Source data:
-- Begin --

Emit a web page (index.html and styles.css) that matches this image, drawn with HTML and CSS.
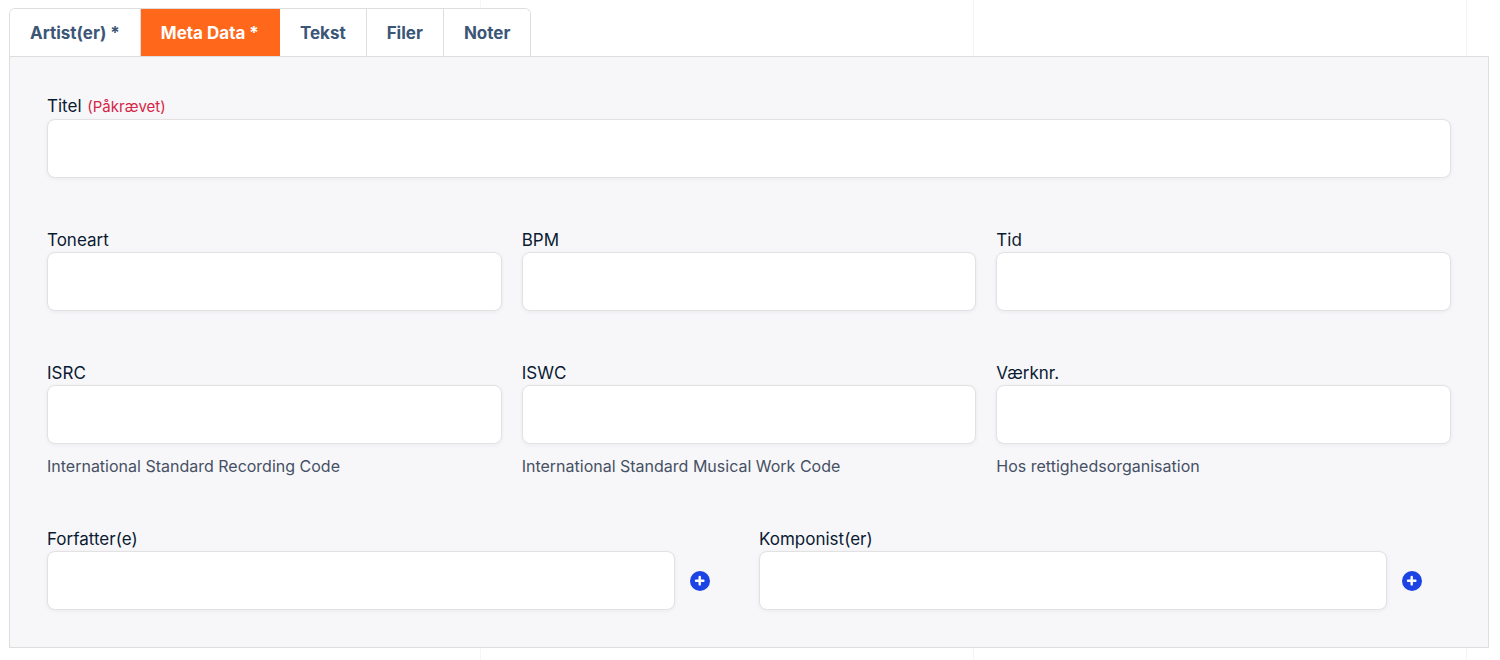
FILE: index.html
```html
<!DOCTYPE html>
<html lang="da">
<head>
<meta charset="utf-8">
<meta name="viewport" content="width=device-width, initial-scale=1">
<title>Meta Data</title>
<link rel="stylesheet" href="styles.css">
</head>
<body>
<main class="page">
  <div class="tabs" role="tablist">
    <button class="tab" type="button" role="tab" aria-selected="false">Artist(er) *</button>
    <button class="tab tab-active" type="button" role="tab" aria-selected="true" aria-controls="meta">Meta Data *</button>
    <button class="tab" type="button" role="tab" aria-selected="false">Tekst</button>
    <button class="tab" type="button" role="tab" aria-selected="false">Filer</button>
    <button class="tab" type="button" role="tab" aria-selected="false">Noter</button>
  </div>
  <form class="panel" id="meta">
    <div class="field">
      <label class="label" for="titel">Titel <span class="required">(Påkrævet)</span></label>
      <input class="input" id="titel" type="text" required>
    </div>
    <div class="row thirds">
      <div class="field">
        <label class="label" for="toneart">Toneart</label>
        <input class="input" id="toneart" type="text">
      </div>
      <div class="field">
        <label class="label" for="bpm">BPM</label>
        <input class="input" id="bpm" type="text">
      </div>
      <div class="field">
        <label class="label" for="tid">Tid</label>
        <input class="input" id="tid" type="text">
      </div>
    </div>
    <div class="row thirds">
      <div class="field">
        <label class="label" for="isrc">ISRC</label>
        <input class="input" id="isrc" type="text" aria-describedby="isrc-hint">
        <p class="hint" id="isrc-hint">International Standard Recording Code</p>
      </div>
      <div class="field">
        <label class="label" for="iswc">ISWC</label>
        <input class="input" id="iswc" type="text" aria-describedby="iswc-hint">
        <p class="hint" id="iswc-hint">International Standard Musical Work Code</p>
      </div>
      <div class="field">
        <label class="label" for="work">Værknr.</label>
        <input class="input" id="work" type="text" aria-describedby="work-hint">
        <p class="hint" id="work-hint">Hos rettighedsorganisation</p>
      </div>
    </div>
    <div class="row halves">
      <div class="field">
        <label class="label" for="author">Forfatter(e)</label>
        <div class="list-item">
          <input class="input" id="author" type="text">
          <button class="add" type="button" aria-label="Tilføj forfatter">
            <svg class="add-icon" viewBox="0 0 20 20" aria-hidden="true"><circle cx="10" cy="10" r="10" fill="#1c43e4"/><path d="M9.7 6v7.4M6 9.7h7.4" stroke="#fff" stroke-width="2.4" stroke-linecap="round"/></svg>
          </button>
        </div>
      </div>
      <div class="field">
        <label class="label" for="composer">Komponist(er)</label>
        <div class="list-item">
          <input class="input" id="composer" type="text">
          <button class="add" type="button" aria-label="Tilføj komponist">
            <svg class="add-icon" viewBox="0 0 20 20" aria-hidden="true"><circle cx="10" cy="10" r="10" fill="#1c43e4"/><path d="M9.7 6v7.4M6 9.7h7.4" stroke="#fff" stroke-width="2.4" stroke-linecap="round"/></svg>
          </button>
        </div>
      </div>
    </div>
  </form>
</main>
</body>
</html>
```
FILE: styles.css
```css
* {
  box-sizing: border-box;
}

body {
  margin: 0;
  font-family: Inter, "Liberation Sans", sans-serif;
  color: #0b1a33;
  background-color: #fff;
}

/* Faint vertical column guides behind the form */
.page {
  min-height: 100vh;
  padding: 8px 11px 12px 9px;
  background-image:
    linear-gradient(#f5f5f5, #f5f5f5),
    linear-gradient(#f5f5f5, #f5f5f5),
    linear-gradient(#f5f5f5, #f5f5f5);
  background-repeat: no-repeat;
  background-size: 1px 100%;
  background-position: 32% 0, 64.9% 0, 97.8% 0;
}

.tabs {
  display: flex;
  width: fit-content;
  border: 1px solid #dedede;
  border-bottom: 0;
  border-radius: 6px 6px 0 0;
  overflow: hidden;
  background: #fff;
}

.tab {
  padding: 2px 20px 0;
  border: 0;
  border-right: 1px solid #dedede;
  background: #fff;
  color: #3b5676;
  font: 700 17px/45px Inter, "Liberation Sans", sans-serif;
  cursor: pointer;
}

.tab:last-child {
  border-right: 0;
}

.tab-active {
  border-color: #ff681a;
  background: #ff681a;
  color: #fff;
}

.panel {
  display: flex;
  flex-direction: column;
  gap: 50px;
  padding: 37px;
  border: 1px solid #dedede;
  background: #f7f7f9;
}

.row {
  display: grid;
  gap: 20px;
}

.thirds {
  grid-template-columns: repeat(3, 1fr);
}

.halves {
  grid-template-columns: repeat(2, 1fr);
}

.field {
  display: flex;
  flex-direction: column;
  min-width: 0;
}

.label {
  font-size: 17px;
  line-height: 24px;
}

.required {
  margin-left: 1px;
  color: #d62545;
  font-size: 15px;
}

.input {
  width: 100%;
  min-width: 0;
  height: 59px;
  padding: 0 16px;
  border: 1px solid #e2e2e3;
  border-radius: 8px;
  background: #fff;
  box-shadow: 0 1px 4px rgba(18, 25, 97, 0.06);
  color: inherit;
  font: inherit;
}

.hint {
  margin: 11px 0 0;
  color: #465064;
  font-size: 16px;
  line-height: 22px;
}

.list-item {
  display: flex;
  align-items: center;
  gap: 15px;
  padding-right: 29px;
}

.add {
  flex: none;
  padding: 0;
  border: 0;
  border-radius: 50%;
  background: none;
  cursor: pointer;
}

.add-icon {
  display: block;
  width: 20px;
  height: 20px;
}
```
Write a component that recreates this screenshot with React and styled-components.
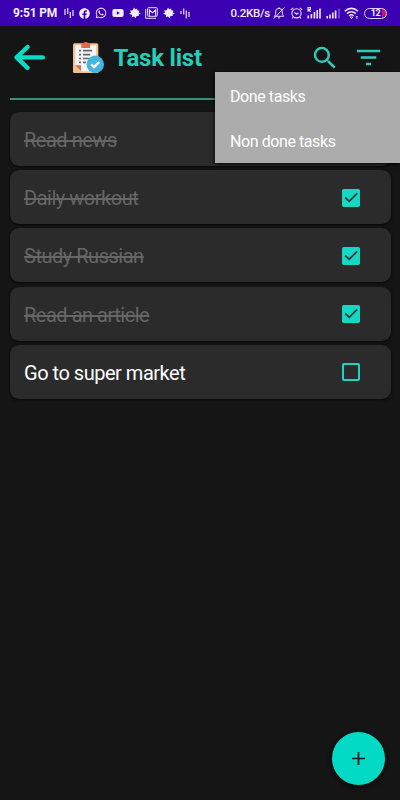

-- End --

_To do_: Give all the lines above again, character for character, without pictures.

_Expected output_:
Emit a web page (index.html and styles.css) that matches this image, drawn with HTML and CSS.
FILE: index.html
```html
<!DOCTYPE html>
<html lang="da">
<head>
<meta charset="utf-8">
<meta name="viewport" content="width=device-width, initial-scale=1">
<title>Meta Data</title>
<link rel="stylesheet" href="styles.css">
</head>
<body>
<main class="page">
  <div class="tabs" role="tablist">
    <button class="tab" type="button" role="tab" aria-selected="false">Artist(er) *</button>
    <button class="tab tab-active" type="button" role="tab" aria-selected="true" aria-controls="meta">Meta Data *</button>
    <button class="tab" type="button" role="tab" aria-selected="false">Tekst</button>
    <button class="tab" type="button" role="tab" aria-selected="false">Filer</button>
    <button class="tab" type="button" role="tab" aria-selected="false">Noter</button>
  </div>
  <form class="panel" id="meta">
    <div class="field">
      <label class="label" for="titel">Titel <span class="required">(Påkrævet)</span></label>
      <input class="input" id="titel" type="text" required>
    </div>
    <div class="row thirds">
      <div class="field">
        <label class="label" for="toneart">Toneart</label>
        <input class="input" id="toneart" type="text">
      </div>
      <div class="field">
        <label class="label" for="bpm">BPM</label>
        <input class="input" id="bpm" type="text">
      </div>
      <div class="field">
        <label class="label" for="tid">Tid</label>
        <input class="input" id="tid" type="text">
      </div>
    </div>
    <div class="row thirds">
      <div class="field">
        <label class="label" for="isrc">ISRC</label>
        <input class="input" id="isrc" type="text" aria-describedby="isrc-hint">
        <p class="hint" id="isrc-hint">International Standard Recording Code</p>
      </div>
      <div class="field">
        <label class="label" for="iswc">ISWC</label>
        <input class="input" id="iswc" type="text" aria-describedby="iswc-hint">
        <p class="hint" id="iswc-hint">International Standard Musical Work Code</p>
      </div>
      <div class="field">
        <label class="label" for="work">Værknr.</label>
        <input class="input" id="work" type="text" aria-describedby="work-hint">
        <p class="hint" id="work-hint">Hos rettighedsorganisation</p>
      </div>
    </div>
    <div class="row halves">
      <div class="field">
        <label class="label" for="author">Forfatter(e)</label>
        <div class="list-item">
          <input class="input" id="author" type="text">
          <button class="add" type="button" aria-label="Tilføj forfatter">
            <svg class="add-icon" viewBox="0 0 20 20" aria-hidden="true"><circle cx="10" cy="10" r="10" fill="#1c43e4"/><path d="M9.7 6v7.4M6 9.7h7.4" stroke="#fff" stroke-width="2.4" stroke-linecap="round"/></svg>
          </button>
        </div>
      </div>
      <div class="field">
        <label class="label" for="composer">Komponist(er)</label>
        <div class="list-item">
          <input class="input" id="composer" type="text">
          <button class="add" type="button" aria-label="Tilføj komponist">
            <svg class="add-icon" viewBox="0 0 20 20" aria-hidden="true"><circle cx="10" cy="10" r="10" fill="#1c43e4"/><path d="M9.7 6v7.4M6 9.7h7.4" stroke="#fff" stroke-width="2.4" stroke-linecap="round"/></svg>
          </button>
        </div>
      </div>
    </div>
  </form>
</main>
</body>
</html>
```
FILE: styles.css
```css
* {
  box-sizing: border-box;
}

body {
  margin: 0;
  font-family: Inter, "Liberation Sans", sans-serif;
  color: #0b1a33;
  background-color: #fff;
}

/* Faint vertical column guides behind the form */
.page {
  min-height: 100vh;
  padding: 8px 11px 12px 9px;
  background-image:
    linear-gradient(#f5f5f5, #f5f5f5),
    linear-gradient(#f5f5f5, #f5f5f5),
    linear-gradient(#f5f5f5, #f5f5f5);
  background-repeat: no-repeat;
  background-size: 1px 100%;
  background-position: 32% 0, 64.9% 0, 97.8% 0;
}

.tabs {
  display: flex;
  width: fit-content;
  border: 1px solid #dedede;
  border-bottom: 0;
  border-radius: 6px 6px 0 0;
  overflow: hidden;
  background: #fff;
}

.tab {
  padding: 2px 20px 0;
  border: 0;
  border-right: 1px solid #dedede;
  background: #fff;
  color: #3b5676;
  font: 700 17px/45px Inter, "Liberation Sans", sans-serif;
  cursor: pointer;
}

.tab:last-child {
  border-right: 0;
}

.tab-active {
  border-color: #ff681a;
  background: #ff681a;
  color: #fff;
}

.panel {
  display: flex;
  flex-direction: column;
  gap: 50px;
  padding: 37px;
  border: 1px solid #dedede;
  background: #f7f7f9;
}

.row {
  display: grid;
  gap: 20px;
}

.thirds {
  grid-template-columns: repeat(3, 1fr);
}

.halves {
  grid-template-columns: repeat(2, 1fr);
}

.field {
  display: flex;
  flex-direction: column;
  min-width: 0;
}

.label {
  font-size: 17px;
  line-height: 24px;
}

.required {
  margin-left: 1px;
  color: #d62545;
  font-size: 15px;
}

.input {
  width: 100%;
  min-width: 0;
  height: 59px;
  padding: 0 16px;
  border: 1px solid #e2e2e3;
  border-radius: 8px;
  background: #fff;
  box-shadow: 0 1px 4px rgba(18, 25, 97, 0.06);
  color: inherit;
  font: inherit;
}

.hint {
  margin: 11px 0 0;
  color: #465064;
  font-size: 16px;
  line-height: 22px;
}

.list-item {
  display: flex;
  align-items: center;
  gap: 15px;
  padding-right: 29px;
}

.add {
  flex: none;
  padding: 0;
  border: 0;
  border-radius: 50%;
  background: none;
  cursor: pointer;
}

.add-icon {
  display: block;
  width: 20px;
  height: 20px;
}
```
Write a component that recreates this screenshot with React and styled-components.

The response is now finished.